Directions: Set the listing down again in full, word for word, with the pictures left out.

** START Data for processing **

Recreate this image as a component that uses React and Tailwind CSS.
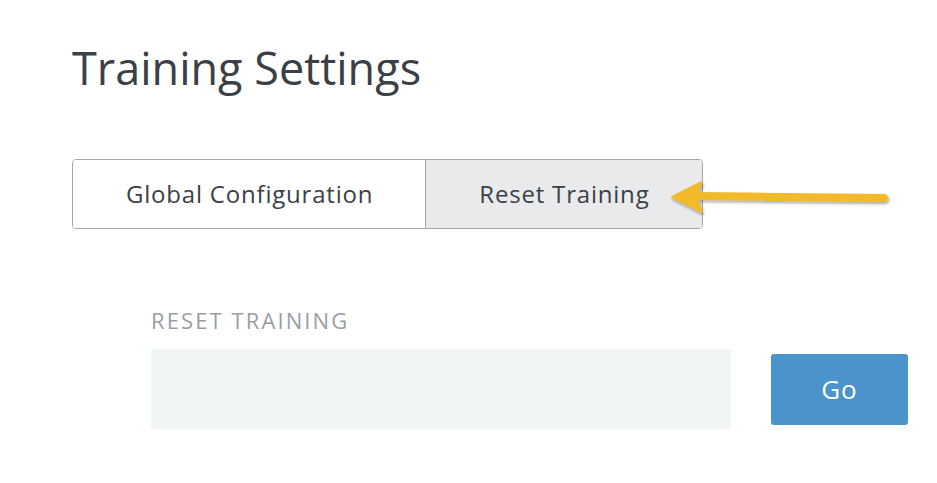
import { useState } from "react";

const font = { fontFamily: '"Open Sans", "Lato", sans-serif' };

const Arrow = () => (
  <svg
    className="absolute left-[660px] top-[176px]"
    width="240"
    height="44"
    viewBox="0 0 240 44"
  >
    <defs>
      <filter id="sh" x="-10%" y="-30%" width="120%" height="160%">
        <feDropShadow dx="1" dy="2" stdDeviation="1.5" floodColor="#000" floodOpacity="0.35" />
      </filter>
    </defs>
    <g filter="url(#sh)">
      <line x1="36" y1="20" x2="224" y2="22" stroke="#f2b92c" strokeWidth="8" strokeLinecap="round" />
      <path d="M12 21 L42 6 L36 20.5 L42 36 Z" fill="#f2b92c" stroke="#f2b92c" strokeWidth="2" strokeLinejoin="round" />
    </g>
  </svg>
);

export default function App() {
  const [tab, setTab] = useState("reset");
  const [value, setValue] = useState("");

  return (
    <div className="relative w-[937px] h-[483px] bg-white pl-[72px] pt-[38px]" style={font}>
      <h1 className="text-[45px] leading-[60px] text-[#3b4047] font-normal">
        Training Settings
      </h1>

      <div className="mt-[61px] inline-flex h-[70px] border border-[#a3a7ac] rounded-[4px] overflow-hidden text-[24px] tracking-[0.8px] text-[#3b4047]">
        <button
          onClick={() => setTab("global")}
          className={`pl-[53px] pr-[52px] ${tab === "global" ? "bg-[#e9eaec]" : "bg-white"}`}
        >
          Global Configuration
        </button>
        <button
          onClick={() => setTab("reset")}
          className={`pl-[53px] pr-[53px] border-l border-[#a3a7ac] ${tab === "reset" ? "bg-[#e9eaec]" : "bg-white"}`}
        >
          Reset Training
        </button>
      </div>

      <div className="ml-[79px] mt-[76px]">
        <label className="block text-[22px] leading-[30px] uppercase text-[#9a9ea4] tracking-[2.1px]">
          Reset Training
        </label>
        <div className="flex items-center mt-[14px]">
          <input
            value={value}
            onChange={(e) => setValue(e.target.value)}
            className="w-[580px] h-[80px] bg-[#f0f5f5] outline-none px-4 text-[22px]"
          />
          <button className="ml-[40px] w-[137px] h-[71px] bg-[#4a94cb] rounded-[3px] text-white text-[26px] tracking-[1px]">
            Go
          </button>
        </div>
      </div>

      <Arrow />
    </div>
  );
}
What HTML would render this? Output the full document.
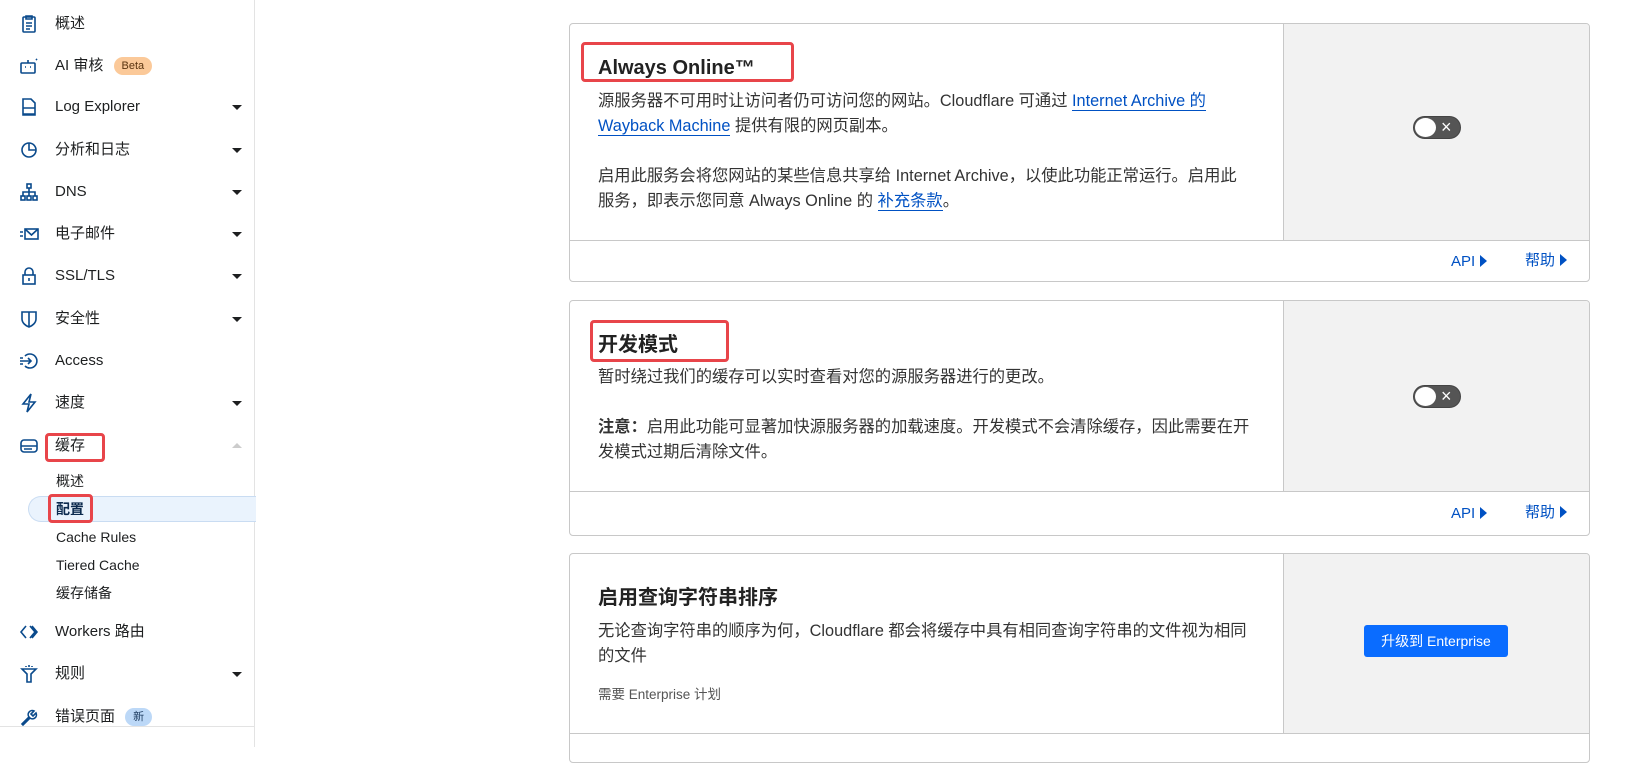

** END Data for processing **

The completed task:
Recreate this image as a component that uses React and Tailwind CSS.
import { useState } from "react";

const font = { fontFamily: '"Open Sans", "Lato", sans-serif' };

const Arrow = () => (
  <svg
    className="absolute left-[660px] top-[176px]"
    width="240"
    height="44"
    viewBox="0 0 240 44"
  >
    <defs>
      <filter id="sh" x="-10%" y="-30%" width="120%" height="160%">
        <feDropShadow dx="1" dy="2" stdDeviation="1.5" floodColor="#000" floodOpacity="0.35" />
      </filter>
    </defs>
    <g filter="url(#sh)">
      <line x1="36" y1="20" x2="224" y2="22" stroke="#f2b92c" strokeWidth="8" strokeLinecap="round" />
      <path d="M12 21 L42 6 L36 20.5 L42 36 Z" fill="#f2b92c" stroke="#f2b92c" strokeWidth="2" strokeLinejoin="round" />
    </g>
  </svg>
);

export default function App() {
  const [tab, setTab] = useState("reset");
  const [value, setValue] = useState("");

  return (
    <div className="relative w-[937px] h-[483px] bg-white pl-[72px] pt-[38px]" style={font}>
      <h1 className="text-[45px] leading-[60px] text-[#3b4047] font-normal">
        Training Settings
      </h1>

      <div className="mt-[61px] inline-flex h-[70px] border border-[#a3a7ac] rounded-[4px] overflow-hidden text-[24px] tracking-[0.8px] text-[#3b4047]">
        <button
          onClick={() => setTab("global")}
          className={`pl-[53px] pr-[52px] ${tab === "global" ? "bg-[#e9eaec]" : "bg-white"}`}
        >
          Global Configuration
        </button>
        <button
          onClick={() => setTab("reset")}
          className={`pl-[53px] pr-[53px] border-l border-[#a3a7ac] ${tab === "reset" ? "bg-[#e9eaec]" : "bg-white"}`}
        >
          Reset Training
        </button>
      </div>

      <div className="ml-[79px] mt-[76px]">
        <label className="block text-[22px] leading-[30px] uppercase text-[#9a9ea4] tracking-[2.1px]">
          Reset Training
        </label>
        <div className="flex items-center mt-[14px]">
          <input
            value={value}
            onChange={(e) => setValue(e.target.value)}
            className="w-[580px] h-[80px] bg-[#f0f5f5] outline-none px-4 text-[22px]"
          />
          <button className="ml-[40px] w-[137px] h-[71px] bg-[#4a94cb] rounded-[3px] text-white text-[26px] tracking-[1px]">
            Go
          </button>
        </div>
      </div>

      <Arrow />
    </div>
  );
}
What HTML would render this? Output the full document.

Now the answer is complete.